Supplied data —
┌────────

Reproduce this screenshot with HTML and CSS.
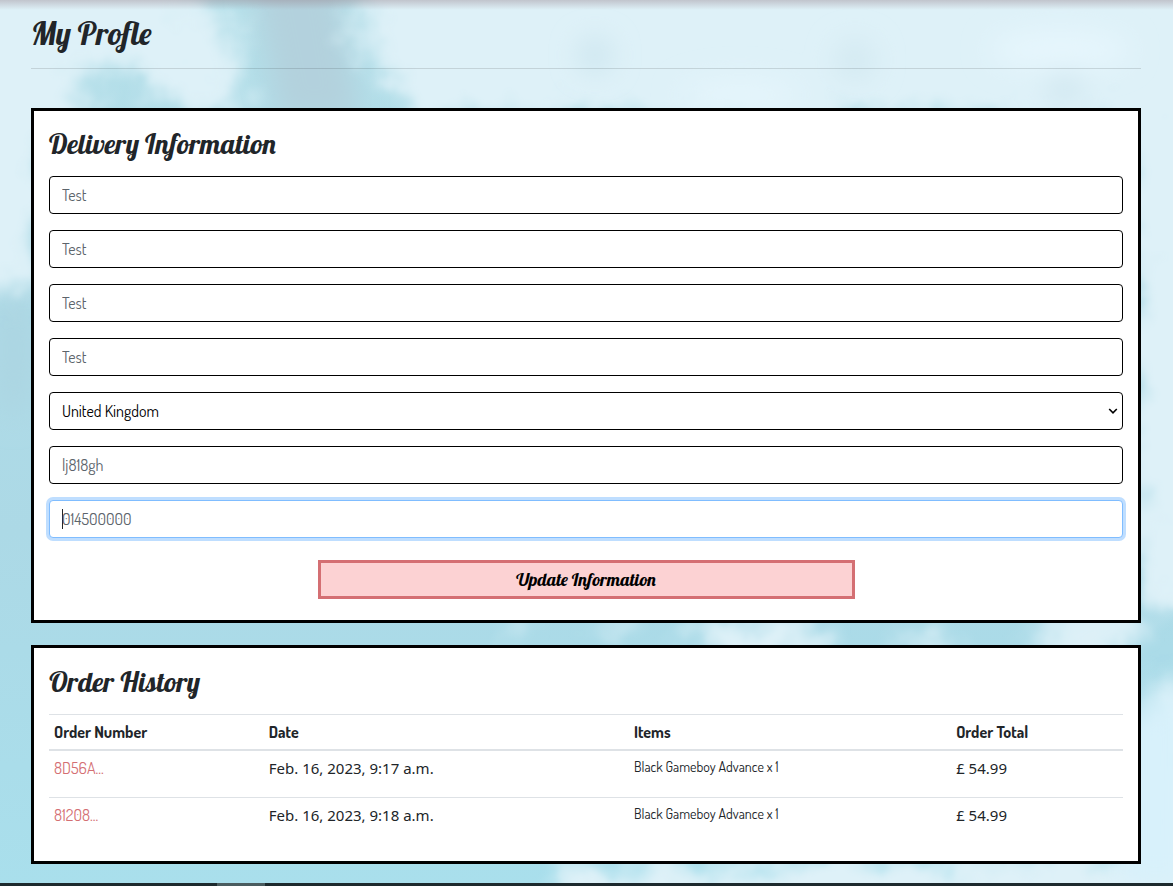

└────────
┌────────

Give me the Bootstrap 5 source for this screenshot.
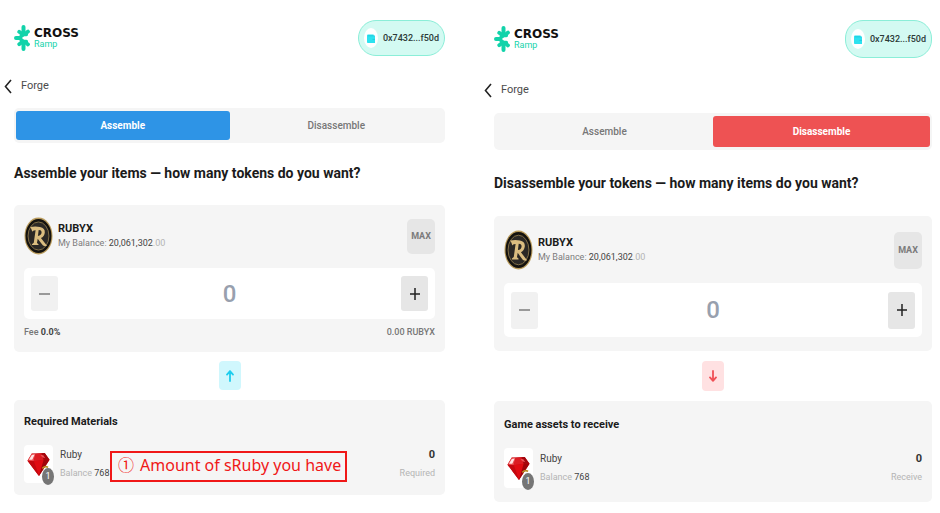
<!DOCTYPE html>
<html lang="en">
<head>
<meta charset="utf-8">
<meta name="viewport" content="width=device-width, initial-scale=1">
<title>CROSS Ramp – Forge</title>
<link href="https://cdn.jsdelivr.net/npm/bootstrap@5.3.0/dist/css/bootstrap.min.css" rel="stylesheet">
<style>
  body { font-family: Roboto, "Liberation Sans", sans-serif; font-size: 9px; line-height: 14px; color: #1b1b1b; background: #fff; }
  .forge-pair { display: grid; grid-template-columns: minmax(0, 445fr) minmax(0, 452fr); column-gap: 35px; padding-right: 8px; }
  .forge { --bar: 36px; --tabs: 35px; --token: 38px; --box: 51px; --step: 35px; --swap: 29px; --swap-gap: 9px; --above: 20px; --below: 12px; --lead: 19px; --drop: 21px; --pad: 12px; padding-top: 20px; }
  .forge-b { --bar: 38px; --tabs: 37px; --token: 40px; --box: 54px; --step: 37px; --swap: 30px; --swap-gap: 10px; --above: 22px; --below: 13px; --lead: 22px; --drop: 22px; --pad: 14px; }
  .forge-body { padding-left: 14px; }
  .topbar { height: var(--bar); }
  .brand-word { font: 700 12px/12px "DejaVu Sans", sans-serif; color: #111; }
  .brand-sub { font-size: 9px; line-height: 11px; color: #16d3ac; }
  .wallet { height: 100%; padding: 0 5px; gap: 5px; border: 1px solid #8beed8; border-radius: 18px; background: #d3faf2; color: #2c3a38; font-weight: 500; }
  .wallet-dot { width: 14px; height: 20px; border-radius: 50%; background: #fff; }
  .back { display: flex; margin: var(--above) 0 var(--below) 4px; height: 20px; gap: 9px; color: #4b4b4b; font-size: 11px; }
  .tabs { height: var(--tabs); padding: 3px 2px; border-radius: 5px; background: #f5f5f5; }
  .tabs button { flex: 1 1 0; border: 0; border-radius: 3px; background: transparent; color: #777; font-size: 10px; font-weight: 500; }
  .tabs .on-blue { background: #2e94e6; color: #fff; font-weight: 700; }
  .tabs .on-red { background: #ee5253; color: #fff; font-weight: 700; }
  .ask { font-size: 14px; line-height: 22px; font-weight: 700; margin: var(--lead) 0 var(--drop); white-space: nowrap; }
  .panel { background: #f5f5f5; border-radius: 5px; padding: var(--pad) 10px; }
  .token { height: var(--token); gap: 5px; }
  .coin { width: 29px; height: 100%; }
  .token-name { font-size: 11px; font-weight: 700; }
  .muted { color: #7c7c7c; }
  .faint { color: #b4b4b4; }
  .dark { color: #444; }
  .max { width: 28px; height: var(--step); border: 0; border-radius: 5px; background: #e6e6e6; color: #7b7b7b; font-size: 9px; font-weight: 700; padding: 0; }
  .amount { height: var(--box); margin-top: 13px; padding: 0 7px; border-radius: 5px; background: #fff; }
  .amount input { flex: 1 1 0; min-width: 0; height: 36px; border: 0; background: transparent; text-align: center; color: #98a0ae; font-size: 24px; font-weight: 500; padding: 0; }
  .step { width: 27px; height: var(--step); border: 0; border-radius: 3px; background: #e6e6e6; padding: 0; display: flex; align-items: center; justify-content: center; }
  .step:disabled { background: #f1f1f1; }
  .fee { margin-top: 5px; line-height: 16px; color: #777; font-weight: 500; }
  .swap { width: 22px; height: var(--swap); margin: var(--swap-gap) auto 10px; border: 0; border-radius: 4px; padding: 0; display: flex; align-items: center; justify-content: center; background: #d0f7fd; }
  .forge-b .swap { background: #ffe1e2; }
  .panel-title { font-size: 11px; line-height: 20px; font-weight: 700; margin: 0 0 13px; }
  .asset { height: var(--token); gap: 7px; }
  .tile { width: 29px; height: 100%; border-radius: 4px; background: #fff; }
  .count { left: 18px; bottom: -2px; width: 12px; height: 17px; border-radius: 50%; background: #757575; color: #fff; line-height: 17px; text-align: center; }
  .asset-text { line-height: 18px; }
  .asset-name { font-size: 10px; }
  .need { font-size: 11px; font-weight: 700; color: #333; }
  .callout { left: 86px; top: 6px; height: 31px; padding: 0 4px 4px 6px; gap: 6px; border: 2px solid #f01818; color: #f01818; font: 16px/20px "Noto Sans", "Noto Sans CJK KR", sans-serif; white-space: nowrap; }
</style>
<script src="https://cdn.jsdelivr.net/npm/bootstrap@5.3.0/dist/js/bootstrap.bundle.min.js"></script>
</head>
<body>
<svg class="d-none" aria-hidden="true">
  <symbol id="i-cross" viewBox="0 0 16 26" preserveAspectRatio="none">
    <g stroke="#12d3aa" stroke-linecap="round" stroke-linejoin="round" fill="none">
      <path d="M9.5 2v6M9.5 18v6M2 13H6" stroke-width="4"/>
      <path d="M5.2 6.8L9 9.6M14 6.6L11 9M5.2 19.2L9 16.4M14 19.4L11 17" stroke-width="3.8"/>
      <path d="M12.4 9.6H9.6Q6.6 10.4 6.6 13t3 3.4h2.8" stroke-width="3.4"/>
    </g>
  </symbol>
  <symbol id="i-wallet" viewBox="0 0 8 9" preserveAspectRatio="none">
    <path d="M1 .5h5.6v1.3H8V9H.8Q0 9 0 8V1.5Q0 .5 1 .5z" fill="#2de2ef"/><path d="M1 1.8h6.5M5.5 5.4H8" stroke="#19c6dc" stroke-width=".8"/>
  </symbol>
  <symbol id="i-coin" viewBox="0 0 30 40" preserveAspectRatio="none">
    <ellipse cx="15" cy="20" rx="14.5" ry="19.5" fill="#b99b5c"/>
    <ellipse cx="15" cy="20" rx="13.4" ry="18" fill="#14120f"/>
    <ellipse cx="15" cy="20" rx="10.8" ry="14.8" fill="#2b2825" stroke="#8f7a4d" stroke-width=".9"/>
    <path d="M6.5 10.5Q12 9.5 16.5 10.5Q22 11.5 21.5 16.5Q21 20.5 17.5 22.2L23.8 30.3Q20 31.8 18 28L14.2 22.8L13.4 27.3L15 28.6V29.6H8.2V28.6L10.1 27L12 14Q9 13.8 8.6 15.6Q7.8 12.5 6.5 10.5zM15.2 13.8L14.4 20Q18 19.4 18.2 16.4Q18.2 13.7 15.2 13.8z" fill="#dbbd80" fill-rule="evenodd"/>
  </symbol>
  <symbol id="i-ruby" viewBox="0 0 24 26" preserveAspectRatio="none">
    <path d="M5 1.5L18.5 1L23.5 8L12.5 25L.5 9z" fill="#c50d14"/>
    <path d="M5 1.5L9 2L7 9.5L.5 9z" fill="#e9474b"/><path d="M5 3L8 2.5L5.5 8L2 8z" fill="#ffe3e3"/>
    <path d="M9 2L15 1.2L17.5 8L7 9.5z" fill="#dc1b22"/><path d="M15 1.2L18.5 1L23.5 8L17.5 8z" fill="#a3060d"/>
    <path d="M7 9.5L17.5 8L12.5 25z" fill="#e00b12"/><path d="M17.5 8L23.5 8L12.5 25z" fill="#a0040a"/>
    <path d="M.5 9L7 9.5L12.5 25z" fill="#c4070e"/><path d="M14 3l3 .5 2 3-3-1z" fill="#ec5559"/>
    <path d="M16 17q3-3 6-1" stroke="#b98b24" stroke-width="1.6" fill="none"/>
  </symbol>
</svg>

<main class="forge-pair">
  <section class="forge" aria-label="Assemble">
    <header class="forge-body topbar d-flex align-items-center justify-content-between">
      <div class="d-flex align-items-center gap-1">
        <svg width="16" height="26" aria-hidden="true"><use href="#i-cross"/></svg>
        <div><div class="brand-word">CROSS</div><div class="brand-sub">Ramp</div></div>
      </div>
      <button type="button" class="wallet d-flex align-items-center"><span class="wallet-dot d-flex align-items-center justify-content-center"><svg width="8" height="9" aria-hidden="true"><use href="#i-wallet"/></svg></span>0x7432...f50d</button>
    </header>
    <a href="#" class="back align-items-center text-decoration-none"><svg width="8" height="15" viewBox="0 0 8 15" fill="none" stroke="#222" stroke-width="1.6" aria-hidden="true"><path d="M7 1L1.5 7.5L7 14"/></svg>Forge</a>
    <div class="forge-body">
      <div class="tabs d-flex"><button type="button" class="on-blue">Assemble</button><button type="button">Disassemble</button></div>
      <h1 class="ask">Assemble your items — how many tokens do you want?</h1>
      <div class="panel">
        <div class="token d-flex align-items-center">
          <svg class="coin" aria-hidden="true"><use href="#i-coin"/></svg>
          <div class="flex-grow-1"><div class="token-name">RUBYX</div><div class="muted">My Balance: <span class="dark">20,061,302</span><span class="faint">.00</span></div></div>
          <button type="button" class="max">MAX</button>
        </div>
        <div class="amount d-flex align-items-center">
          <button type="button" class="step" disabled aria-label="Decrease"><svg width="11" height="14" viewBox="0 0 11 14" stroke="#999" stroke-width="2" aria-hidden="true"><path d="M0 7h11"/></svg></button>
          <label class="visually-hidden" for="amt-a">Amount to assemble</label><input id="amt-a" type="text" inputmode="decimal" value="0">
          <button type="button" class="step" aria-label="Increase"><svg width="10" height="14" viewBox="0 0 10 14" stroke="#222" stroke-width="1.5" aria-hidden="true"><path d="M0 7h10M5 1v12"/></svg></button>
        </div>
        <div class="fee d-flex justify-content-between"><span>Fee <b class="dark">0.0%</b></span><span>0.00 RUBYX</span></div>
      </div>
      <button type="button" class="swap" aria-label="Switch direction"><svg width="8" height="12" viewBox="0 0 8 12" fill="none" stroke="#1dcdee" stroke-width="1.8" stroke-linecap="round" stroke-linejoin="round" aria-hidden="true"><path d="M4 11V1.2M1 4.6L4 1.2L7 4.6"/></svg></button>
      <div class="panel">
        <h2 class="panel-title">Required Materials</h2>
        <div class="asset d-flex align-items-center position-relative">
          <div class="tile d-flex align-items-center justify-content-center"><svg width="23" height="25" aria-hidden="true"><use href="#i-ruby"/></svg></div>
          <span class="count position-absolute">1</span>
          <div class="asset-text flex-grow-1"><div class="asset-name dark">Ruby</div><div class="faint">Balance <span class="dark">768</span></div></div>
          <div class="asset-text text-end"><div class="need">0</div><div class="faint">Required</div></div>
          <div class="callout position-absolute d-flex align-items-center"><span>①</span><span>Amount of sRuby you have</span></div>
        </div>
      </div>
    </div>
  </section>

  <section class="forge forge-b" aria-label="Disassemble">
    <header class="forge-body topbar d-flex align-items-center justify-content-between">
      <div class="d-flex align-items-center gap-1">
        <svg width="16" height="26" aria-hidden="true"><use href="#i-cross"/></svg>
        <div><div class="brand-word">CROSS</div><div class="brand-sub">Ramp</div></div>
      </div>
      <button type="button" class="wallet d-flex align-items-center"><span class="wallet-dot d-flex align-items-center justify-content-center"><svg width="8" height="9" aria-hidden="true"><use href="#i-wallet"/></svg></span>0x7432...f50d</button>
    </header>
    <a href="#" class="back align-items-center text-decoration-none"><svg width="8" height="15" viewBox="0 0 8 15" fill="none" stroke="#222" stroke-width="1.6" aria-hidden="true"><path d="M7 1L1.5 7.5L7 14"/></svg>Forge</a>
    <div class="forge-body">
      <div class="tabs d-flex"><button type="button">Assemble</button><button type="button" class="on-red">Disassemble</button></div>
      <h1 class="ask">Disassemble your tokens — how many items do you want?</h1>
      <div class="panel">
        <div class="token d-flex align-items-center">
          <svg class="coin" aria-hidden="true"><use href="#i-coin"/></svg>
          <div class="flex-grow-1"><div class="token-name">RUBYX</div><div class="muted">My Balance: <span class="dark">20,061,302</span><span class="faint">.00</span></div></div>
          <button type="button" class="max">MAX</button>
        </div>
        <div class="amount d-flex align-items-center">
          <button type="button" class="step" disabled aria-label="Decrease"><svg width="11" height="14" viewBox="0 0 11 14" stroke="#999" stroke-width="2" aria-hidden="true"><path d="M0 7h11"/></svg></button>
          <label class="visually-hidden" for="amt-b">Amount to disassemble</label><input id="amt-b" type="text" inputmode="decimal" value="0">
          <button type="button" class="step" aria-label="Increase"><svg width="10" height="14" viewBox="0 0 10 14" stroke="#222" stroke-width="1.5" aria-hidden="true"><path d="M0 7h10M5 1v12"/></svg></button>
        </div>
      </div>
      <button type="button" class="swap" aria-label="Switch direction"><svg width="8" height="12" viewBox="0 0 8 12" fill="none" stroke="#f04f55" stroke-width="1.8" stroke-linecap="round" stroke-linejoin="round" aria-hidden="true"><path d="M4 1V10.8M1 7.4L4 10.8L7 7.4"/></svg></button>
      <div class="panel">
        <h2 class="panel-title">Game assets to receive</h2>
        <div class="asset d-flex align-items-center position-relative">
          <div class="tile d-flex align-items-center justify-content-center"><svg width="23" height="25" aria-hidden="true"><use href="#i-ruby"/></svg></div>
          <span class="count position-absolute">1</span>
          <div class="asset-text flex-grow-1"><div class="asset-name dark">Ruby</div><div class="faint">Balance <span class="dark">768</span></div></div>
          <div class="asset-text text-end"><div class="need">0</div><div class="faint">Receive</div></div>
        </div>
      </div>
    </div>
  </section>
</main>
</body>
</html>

└────────

To do — Going through the data above, count the lines where the string "screenshot" appears, and answer with only that number.

Output of the exercise — 2